Hiring People Over 45

Hiring People Over 45

Between all the noise out there about the election, people walking off cliffs playing Pokemon GO, terrorism and whose lives matter, I came across this article this weekend about the lack of hiring of people over the age of 45. The article also mentions how the suicide rate and drug/alcohol abuse rates have spiked for the 45-54 year olds.

I consider myself blessed that my recent job search only took 10 weeks. I think the hallmark moment for me, as I look back at it, was how many roles I was qualified for (maybe even over-qualified) that went to younger, less experienced people.

Obviously, I cannot say why that occurred. The logical explanation would be that they’ll work for far less money, but I’m also not vain enough to rule out that personality matches, nepotism and of course age may have been factors.

I’m hearing this “ageism” thing more and more, though and know people my age in the job market right now who are experiencing the same thing.

One example. I began an interview process during the first week of January with a very well-known company based here in Massachusetts. Similar to my previous role, they had multiple storefronts around the country, an online business and a need for someone to handle digital marketing and social, among a few other things.

Right up my alley. I walked into the interview with the hiring manager and he spent the first 5 minutes telling me how perfect my experience was for what he was looking for. He even called me a “unicorn,” which in this case meant a “rarity.” Kind of ridiculous, really, and a term that is thrown around a little too much these days.

Anyway, two interviews went very well. But I didn’t get the gig. It’s rare to receive any kind of feedback about why you didn’t land a role, but lo and behold, this fella gave me one! He said the person who got the offer had significantly more experience.

The beauty of LinkedIn is that you can find out more. The person who got the role graduated from college less than 8 years ago and had exactly 2 years worth of experience in the particular business they were hired for. Was I bitter? Not really. I had other irons in the fire, but it sure felt a bit like age may have played a role there. Or maybe the guy was simply a liar. I’ll never know for sure.

Couple this with another emerging trend called “the gig economy” and I don’t expect things are going to get any easier for my age set. The gig economy is defined as the growing percentage of people who aren’t beholden to one company, but perform a multitude of jobs for different companies. In a word, freelancers. The article quotes an Intuit study that says 40% of all U.S. workers will fall into this category by the year 2020.

hiring people over 45

Corporations would love for this number to get to 40%. Or more. They get their ticket virtually punched to a) a cheaper workforce, because there’s always someone willing to do it for less and b) they won’t have to pay workers any full-time benefits.

The world is changing. All the time, in every way. There’s hardships no matter how old you are. We can look with envy to the younger, darker-haired workforce (the millennials!) being able to land jobs easier because of their age and/or willingness to work for less, but many of them are dealing with a crushing amount of debt and a social landscape akin to a verbal wasteland. The true effects on the economy as a whole because of that growing debt has yet to materialize, but it’s not a reach to say it’s not going to be good.

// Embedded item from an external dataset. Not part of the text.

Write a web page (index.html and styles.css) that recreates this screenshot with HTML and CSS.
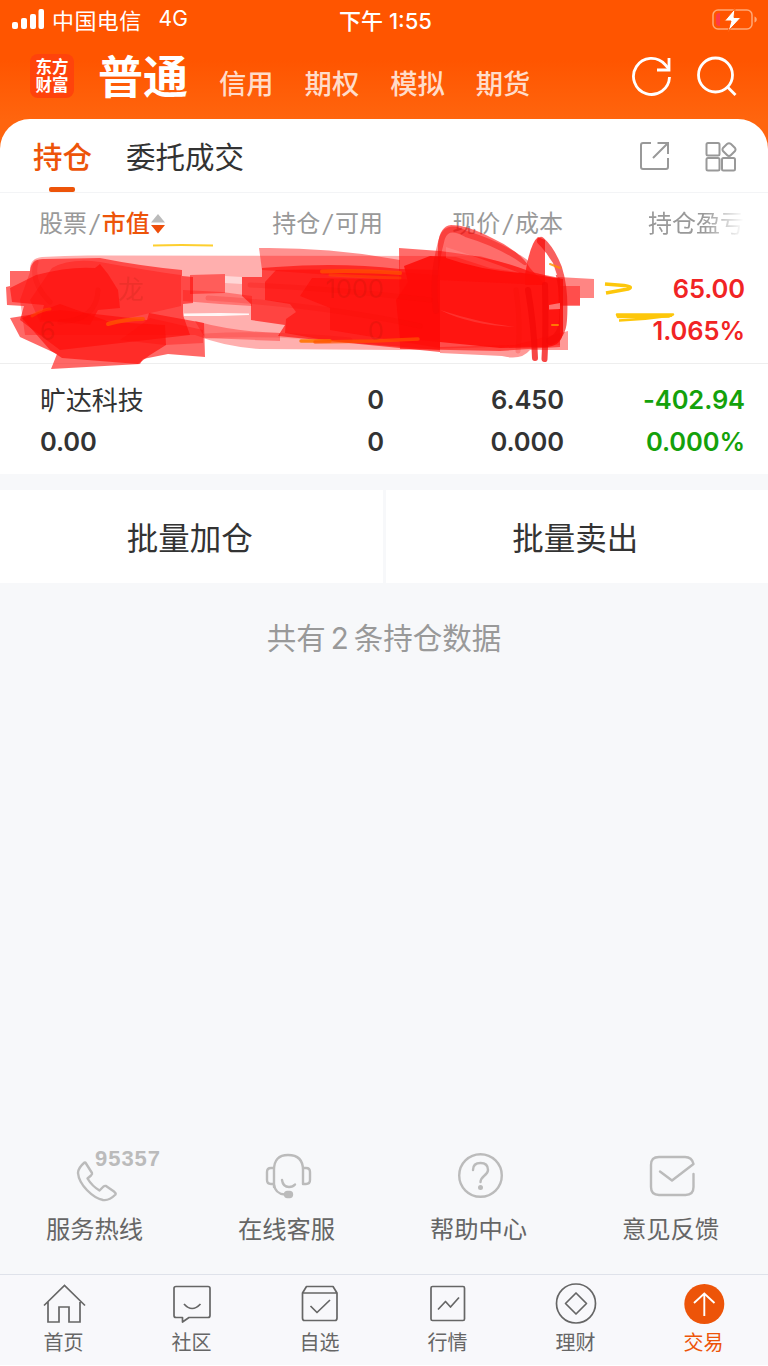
FILE: index.html
```html
<!DOCTYPE html>
<html lang="zh-CN">
<head>
  <meta charset="UTF-8">
  <meta name="viewport" content="width=device-width, initial-scale=1.0">
  <title>持仓</title>
  <link rel="stylesheet" href="styles.css">
</head>
<body>
  <div class="app">
    <div class="status">
      <div class="carrier">
        <svg width="34" height="22" viewBox="0 0 34 22" fill="#fff">
          <rect x="0" y="13" width="6" height="7" rx="2"/>
          <rect x="9" y="9" width="6" height="11" rx="2"/>
          <rect x="18" y="5" width="6" height="15" rx="2"/>
          <rect x="26.500" y="0" width="5.500" height="20" rx="2"/>
        </svg>
        <span class="operator">中国电信</span>
        <span>4G</span>
      </div>
      <div class="time">下午 1:55</div>
      <svg class="battery" width="48" height="24" viewBox="0 0 48 24">
        <rect x="2" y="2" width="39" height="19" rx="5" fill="none" stroke="#ffa875" stroke-width="1.500"/>
        <path d="M43.500 8.500c3 1 3 5 0 6z" fill="#ffa875"/>
        <path d="M9 5v13c-3 0-4-1-4-4V9c0-3 1-4 4-4z" fill="#ff3b45"/>
        <path d="M24 .500L13.500 13h6.500l-3 10.500L30 9.500h-7z" fill="#fff" stroke="#ff5800" stroke-width="1"/>
      </svg>
    </div>

    <header class="header">
      <div class="logo"><span>东方</span><span>财富</span></div>
      <nav class="accounts">
        <a class="current">普通</a>
        <a>信用</a>
        <a>期权</a>
        <a>模拟</a>
        <a>期货</a>
      </nav>
      <div class="header-icons">
        <svg width="42" height="42" viewBox="0 0 42 42" fill="none" stroke="#fff" stroke-width="2.800">
          <path d="M38.500 21a18 18 0 1 1-4.500-12.500L38 13"/>
          <path d="M38 2v12H26"/>
        </svg>
        <svg width="42" height="42" viewBox="0 0 42 42" fill="none" stroke="#fff" stroke-width="2.800">
          <circle cx="19.500" cy="19" r="17"/>
          <path d="M31.500 31l8 8"/>
        </svg>
      </div>
    </header>

    <main class="card">
      <div class="tabs">
        <a class="tab active">持仓</a>
        <a class="tab">委托成交</a>
        <div class="tab-icons">
          <svg width="32" height="32" viewBox="0 0 32 32" fill="none" stroke="#999" stroke-width="2">
            <path d="M12 2H4Q2 2 2 4V26Q2 28 4 28H27Q29 28 29 26V17"/>
            <path d="M18.500 2H29V13M29 2L14 17"/>
          </svg>
          <svg width="32" height="32" viewBox="0 0 32 32" fill="none" stroke="#999" stroke-width="2">
            <rect x="1.500" y="2" width="13" height="12.500" rx="1.500"/>
            <rect x="1.500" y="17" width="13" height="12.500" rx="1.500"/>
            <rect x="17" y="17" width="13" height="12.500" rx="1.500"/>
            <path d="M22 3Q24 1.500 26 3L30 7Q31 8.500 30 10L26 14Q24 16 22 14L18 10Q17 8.500 18 7Z"/>
          </svg>
        </div>
      </div>

      <div class="row head">
        <div class="cell">股票<i>/</i><b>市值</b><svg width="14" height="20" viewBox="0 0 14 20"><path d="M7 0l7 8.500H0z" fill="#bbb"/><path d="M0 11h14l-7 8.500z" fill="#ee4d0a"/></svg></div>
        <div class="cell">持仓<i>/</i>可用</div>
        <div class="cell">现价<i>/</i>成本</div>
        <div class="cell fade">持仓盈亏</div>
      </div>
      <div class="row up">
        <div class="cell"><span class="name ghost last-char">龙</span><span class="ghost">6</span></div>
        <div class="cell"><span class="ghost">1000</span><span class="ghost">0</span></div>
        <div class="cell"></div>
        <div class="cell profit"><span>65.00</span><span>1.065%</span></div>
      </div>
      <div class="row down">
        <div class="cell"><span class="name">旷达科技</span><span>0.00</span></div>
        <div class="cell"><span>0</span><span>0</span></div>
        <div class="cell"><span>6.450</span><span>0.000</span></div>
        <div class="cell profit"><span>-402.94</span><span>0.000%</span></div>
      </div>

      <!-- marker strokes over the first row -->
      <svg class="marker" width="768" height="160" viewBox="0 219 768 160">
        <g class="soft" fill="#ff0c08">
          <path opacity=".33" d="M30 272Q29 258 42 257Q70 255 100 255.500L480 256L560 280V345L400 350L260 349Q225 347 195 335L25 335L20 300Z"/>
          <!-- left -->
          <path opacity=".62" d="M30 271Q31 258 45 259L100 258Q140 266 182 270V276L193 277V303L183 304V315L190 335L60 350L20 320L24 306L7 305L6 287L10 286V271Z"/>
          <path opacity=".35" d="M52 268Q70 258 100 262Q150 271 181 275V306L120 320L40 322L30 300Z"/>
          <path opacity=".6" d="M36 275Q70 266 95 268L100 264L108 274L118 290L120 308L98 310L90 325L40 320L44 305L12 302L10 288Z"/>
          <path opacity=".62" d="M10 318L60 310L147 320L149 313L204 323L205 357L168 354L143 359L140 364L51 369L57 354L20 337Z"/>
          <path opacity=".65" d="M22 318L60 304L110 322L165 325L166 345L150 355L138 364L62 358L50 350Z"/>
          <path opacity=".35" d="M150 318L203 330V343L165 345L120 340Z"/>
          <!-- middle -->
          <path opacity=".5" d="M190 275L225 274V293L190 294Z"/>
          <path opacity=".35" d="M183 290L222 292L252 296V306L220 304L183 301Z"/>
          <path opacity=".35" d="M195 321Q235 332 280 333V341L205 338Z"/>
          <path opacity=".45" d="M259 248Q330 247 400 260V280L262 270Z"/>
          <path opacity=".66" d="M276 267Q340 262 400 269L440 270V352L278 336L285 325L251 320V304L242 296V277H262V268Z"/>
          <path opacity=".6" d="M276 270Q350 268 440 275V350L330 341L285 333L286 319L296 312L290 304L265 300V282Z"/>
          <path opacity=".6" d="M312 278L440 280V348L330 330V308L300 296Z"/>
          <!-- right -->
          <path opacity=".6" d="M399 248L440 251Q500 258 530 272L560 278V347L500 351L400 349Z"/>
          <path opacity=".85" d="M404 266L430 256L456 257L490 268L563 279V332Q562 345 548 347L500 348L400 338L396 300L408 282Z"/>
          <path opacity=".6" d="M438 280L438 244Q440 226 451 225Q467 225 492 238Q520 251 530 268L545 285Z"/>
          <path opacity=".72" d="M525 275Q530 243 538 237L545 240V285H525Z"/>
          <path opacity=".42" d="M515 345L568 331V350L530 350Q521 361 502 356L440 353V347Z"/>
          <path opacity=".5" d="M558 277L594 279V298L580 298V306H558Z"/>
          <path opacity=".45" d="M560 286H580V305H560Z"/>
        </g>
        <g class="soft" fill="none" stroke="#f40a08" stroke-linecap="round">
          <path opacity=".45" stroke-width="6" d="M436 311Q431 280 441 242Q445 222 466 234Q500 244 525 262"/>
          <path opacity=".65" stroke-width="8" d="M541 241Q551 250 558 268Q565 290 563 320Q562 337 550 341"/>
          <path opacity=".75" stroke-width="6" d="M528 290Q534 325 535 358M545 285Q546 330 544.500 359"/>
          <path opacity=".18" stroke-width="5" d="M36 262Q30 282 50 302M98 290Q97 320 60 322M250 285Q340 289 430 300M208 298Q330 306 420 326M205 336Q270 332 350 340M516 290Q521 320 518 351"/>
        </g>
        <g class="soft" fill="#fff">
          <path opacity=".9" d="M184 313.500L220 313L249 313.500V315L220 316H184Z"/>
          <path opacity=".5" d="M225 276L242 277V284L225 283Z"/>
          <path opacity=".95" d="M545.500 252L553 263L557 275L545.500 274Z"/>
          <path opacity=".4" d="M549 305L560 303V309L549 309.500Z"/>
          <path opacity=".12" d="M446 247Q480 258 520 273Q480 270 446 258ZM440 310Q470 325 515 327Q480 323 440 310Z"/>
        </g>
        <g class="soft" fill="none" stroke="#ff5200" stroke-linecap="round">
          <path opacity=".75" stroke-width="4" d="M322 271.500Q355 270 400 273"/>
          <path opacity=".45" stroke-width="3" d="M330 275Q370 277 400 278M32 316Q43 309 50 309"/>
          <path opacity=".8" stroke-width="4" d="M108 324Q126 319 143 319"/>
          <path opacity=".9" stroke-width="3.500" stroke="#ff7600" d="M301 341H330"/>
          <path opacity=".7" stroke-width="3.500" d="M315 342L375 341L418 339"/>
          <path opacity=".8" stroke-width="2" stroke="#ff9000" d="M550 264L560 268M552 325H558"/>
        </g>
        <g fill="none" stroke="#fdc70b" stroke-linejoin="round">
          <path stroke-width="1.800" d="M153 245.500Q180 244.500 213 245.500" opacity=".85"/>
          <path stroke-width="3.600" d="M605 284L624 285.500Q634 287 628 289L606 293"/>
          <path stroke-width="2.500" fill="#fdc70b" d="M617 314.500H673L669 316.500L618 317Z"/>
          <path stroke-width="2.500" d="M619 320.500Q645 319.500 672 315.500"/>
        </g>
      </svg>
    </main>

    <div class="batch">
      <button>批量加仓</button>
      <button>批量卖出</button>
    </div>
    <p class="summary">共有<span>2</span>条持仓数据</p>

    <div class="services">
      <a class="service">
        <svg width="192" height="64" viewBox="0 0 192 64" fill="none" stroke="#bbb" stroke-width="2.400" stroke-linejoin="round">
          <path d="M84.500 18.500Q78 24 78 29C79 41 93 54 103 56Q109 57 115.500 50.500Q116 49 114 47.500L106 42Q104 41.500 103 43L99.500 46.500Q92 42 87.500 34.500L91 31.500Q92.500 30 92 29L86 19.500Q85.500 18 84.500 18.500Z"/>
          <text class="hotline" x="95" y="22" textLength="65" lengthAdjust="spacing">95357</text>
        </svg>
        <span>服务热线</span>
      </a>
      <a class="service">
        <svg width="192" height="64" viewBox="0 0 192 64" fill="none" stroke="#bbb" stroke-width="2.400" stroke-linecap="round">
          <path d="M82 43V26Q82 11 96 11Q111 11 111 26V40M82 24H79Q75 24 75 28V36Q75 40 79 40H82M111 24H114Q118 24 118 28V36Q118 40 114 40H111M82 40Q83 50 93 50.500M90 36Q91 43 97 43Q101 43 103 40.500"/>
          <rect x="93" y="48" width="7" height="5" rx="2.500" fill="#bbb"/>
        </svg>
        <span>在线客服</span>
      </a>
      <a class="service">
        <svg width="192" height="64" viewBox="0 0 192 64" fill="none" stroke="#bbb" stroke-width="2.400" stroke-linecap="round">
          <circle cx="96.500" cy="31.500" r="21.300"/>
          <path d="M89 26Q89 19 96.500 19Q104 19 104 26Q104 29 100 32Q96.500 35 96.500 38"/>
          <circle cx="96.500" cy="43.500" r="1.300" fill="#bbb"/>
        </svg>
        <span>帮助中心</span>
      </a>
      <a class="service">
        <svg width="192" height="64" viewBox="0 0 192 64" fill="none" stroke="#bbb" stroke-width="2.400" stroke-linecap="round" stroke-linejoin="round">
          <path d="M117.500 30V43Q117.500 51 109.500 51H83Q75 51 75 43V21Q75 13 83 13H109Q116 13 117.500 20L96 36.500L84 27.500"/>
        </svg>
        <span>意见反馈</span>
      </a>
    </div>

    <nav class="tabbar">
      <a>
        <svg width="44" height="44" viewBox="0 0 44 44" fill="none" stroke="#666" stroke-width="1.700">
          <path d="M2 23.500L22.500 3.500L43 23.500M6 20V40H17V25H27V40H38V20"/>
        </svg>
        <span>首页</span>
      </a>
      <a>
        <svg width="44" height="44" viewBox="0 0 44 44" fill="none" stroke="#666" stroke-width="1.700" stroke-linejoin="round">
          <path d="M6 4.500H38Q40 4.500 40 6.500V33.500Q40 35.500 38 35.500H19L12.500 40V35.500H6Q4 35.500 4 33.500V6.500Q4 4.500 6 4.500Z"/>
          <path d="M14 22Q22 31 30.500 22"/>
        </svg>
        <span>社区</span>
      </a>
      <a>
        <svg width="44" height="44" viewBox="0 0 44 44" fill="none" stroke="#666" stroke-width="1.700" stroke-linejoin="round">
          <path d="M4.500 11L8.500 4.500H35L39 11V36Q39 38.500 37 38.500H6.500Q4.500 38.500 4.500 36ZM4.500 11H39M12.500 24L19 30.500L32 18"/>
        </svg>
        <span>自选</span>
      </a>
      <a>
        <svg width="44" height="44" viewBox="0 0 44 44" fill="none" stroke="#666" stroke-width="1.700" stroke-linejoin="round">
          <rect x="5" y="4.500" width="33.500" height="34" rx="1.500"/>
          <path d="M12 27.500L19.500 19.500L24.500 25L33 15.500"/>
        </svg>
        <span>行情</span>
      </a>
      <a>
        <svg width="44" height="44" viewBox="0 0 44 44" fill="none" stroke="#666" stroke-width="1.700" stroke-linejoin="round">
          <circle cx="22" cy="21.500" r="19.500"/>
          <path d="M22 11L32.500 21.500L22 32L11.500 21.500Z"/>
        </svg>
        <span>理财</span>
      </a>
      <a class="selected">
        <svg width="44" height="44" viewBox="0 0 44 44" fill="none" stroke="#fff" stroke-width="1.900">
          <circle cx="22.300" cy="22" r="20" fill="#ed5409" stroke="none"/>
          <path d="M22.300 34V12M12 21L22.300 11.500L32.500 21"/>
        </svg>
        <span>交易</span>
      </a>
    </nav>
  </div>
</body>
</html>
```

FILE: styles.css
```css
* {
  box-sizing: border-box;
}

body {
  margin: 0;
  background: #fff;
  font-family: Inter, "Noto Sans CJK SC", sans-serif;
  color: #333;
}

svg {
  display: block;
  flex: none;
}

.app {
  width: 768px;
  height: 1365px;
  display: flex;
  flex-direction: column;
  background: linear-gradient(#ff5500 0, #ff5500 60px, #ff650e 120px, #ff650e 160px, #f7f8fa 160px);
}

/* status bar */
.status {
  height: 40px;
  display: grid;
  grid-template-columns: 1fr auto 1fr;
  align-items: center;
  padding: 0 9px 3px 12px;
  color: #fff;
  font-size: 22px;
}

.carrier {
  display: flex;
  align-items: center;
  font-size: 21px;
}

.carrier svg {
  margin-top: 2px;
}

.operator {
  margin: 0 17px 0 6px;
  font-size: 22px;
  letter-spacing: 0.4px;
}

.time {
  font-weight: 500;
  font-size: 22px;
}

.battery {
  justify-self: end;
  margin-top: 2px;
}

.header {
  height: 79px;
  display: flex;
  align-items: flex-start;
  padding: 0 30px 0 30px;
  color: #fff;
}

.logo {
  width: 44px;
  height: 44px;
  margin-top: 14px;
  padding-top: 4px;
  border-radius: 8px;
  background: #ff430b;
  display: flex;
  flex-direction: column;
  align-items: center;
  font-size: 16.5px;
  font-weight: bold;
  line-height: 18px;
}

.accounts {
  display: flex;
  align-items: baseline;
  gap: 31px;
  margin: 3px 0 0 24px;
  font-size: 27.3px;
  font-weight: 500;
  line-height: 70px;
  color: #ffdcca;
}

.accounts .current {
  font-size: 45px;
  font-weight: bold;
  color: #fff;
}

.header-icons {
  display: flex;
  gap: 23px;
  margin: 16px 0 0 auto;
}

/* positions */
.card {
  position: relative;
  height: 355px;
  background: #fff;
  border-radius: 30px 30px 0 0;
}

.tabs {
  height: 74px;
  display: flex;
  padding: 0 31px 0 33px;
  border-bottom: 1px solid #f3f4f6;
  font-size: 29.5px;
  line-height: 76px;
}

.tab {
  margin-right: 34px;
}

.tab.active {
  position: relative;
  color: #ed5409;
  font-weight: 500;
}

.tab.active::after {
  content: "";
  position: absolute;
  left: 16px;
  bottom: 0;
  width: 26px;
  height: 5px;
  border-radius: 2px;
  background: #ed5409;
}

.tab-icons {
  display: flex;
  gap: 34px;
  margin: 22px 0 0 auto;
}

.row {
  display: grid;
  grid-template-columns: 184px 160px 180px 181px;
  height: 110px;
  padding: 15px 23px 0 40px;
  font-size: 25.5px;
  font-weight: 600;
  line-height: 42px;
  letter-spacing: -0.1px;
}

.row.up {
  height: 111px;
  border-bottom: 1px solid #eee;
}

.cell {
  text-align: right;
}

.cell:first-child {
  text-align: left;
}

.cell span {
  display: block;
}

.row.head {
  height: 60px;
  padding-top: 0;
  padding-left: 39px;
  line-height: 62px;
  font-size: 24px;
  font-weight: normal;
  letter-spacing: 0;
  color: #999;
}

.head .cell:first-child {
  display: flex;
  align-items: center;
}

.head i {
  padding: 0 3px;
}

.head b {
  font-weight: 500;
  color: #ed5409;
}

.head svg {
  margin-left: 1px;
}

.fade {
  -webkit-mask-image: linear-gradient(90deg, #000 78%, transparent);
  mask-image: linear-gradient(90deg, #000 78%, transparent);
}

.name {
  font-weight: normal;
  font-size: 26px;
  position: relative;
  top: 1px;
}

.ghost {
  position: relative;
  z-index: 2;
  color: rgba(120, 20, 0, 0.13);
  font-weight: normal;
}

.last-char {
  padding-left: 78px;
}

.up .profit {
  color: #f12424;
}

.down .profit {
  color: #14a10b;
}

.marker {
  position: absolute;
  left: 0;
  top: 100px;
  z-index: 1;
}

.soft {
  filter: blur(0.6px);
}

.batch {
  display: grid;
  grid-template-columns: 1fr 1fr;
  gap: 3px;
  padding-top: 16px;
  height: 109px;
  background: #f7f8fa;
}

.batch button {
  border: none;
  background: #fff;
  color: #333;
  font-family: inherit;
  font-size: 31.5px;
  padding: 0 3px 2px 0;
}

.summary {
  margin: 35px 0 0;
  text-align: center;
  font-size: 29.5px;
  line-height: 40px;
  color: #999;
}

.summary span {
  padding: 0 5px;
}

.services {
  display: grid;
  grid-template-columns: repeat(4, 192px);
  margin-top: auto;
  height: 130px;
}

.service {
  display: flex;
  flex-direction: column;
  font-size: 24.3px;
  line-height: 43px;
  color: #666;
}

.service span {
  padding-right: 3px;
  text-align: center;
}

.hotline {
  fill: #bbb;
  stroke: none;
  font: bold 22px "Liberation Sans", sans-serif;
}

.tabbar {
  display: grid;
  grid-template-columns: repeat(6, 128px);
  height: 91px;
  padding-top: 7px;
  border-top: 1px solid #dfe2ea;
  background: #f8f8fb;
}

.tabbar a {
  display: flex;
  flex-direction: column;
  align-items: center;
  font-size: 20px;
  line-height: 35px;
  color: #666;
}

.tabbar span {
  padding-right: 1px;
}

.tabbar .selected {
  color: #ed5409;
}
```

These millennials are also the first generation where nobody is looking anyone in the eyes. It’s all head down, digital 1’s and 0’s. The sociological and even physiological effects of this are years away.

I’m lucky I have a job with benefits at a great company, because so many don’t – and a lot have simply given up. In the last year, I’ve also quickly recognized that it could easily be me, anytime. Terrifying.

Debt, the gig economy, unstable global markets, terrorism, the millions and millions of people migrating – literally walking – away from unstable economies. The list goes on. And on. Scary.

And no matter how much I educate myself further or try to learn new things, it may not even matter. Frightening.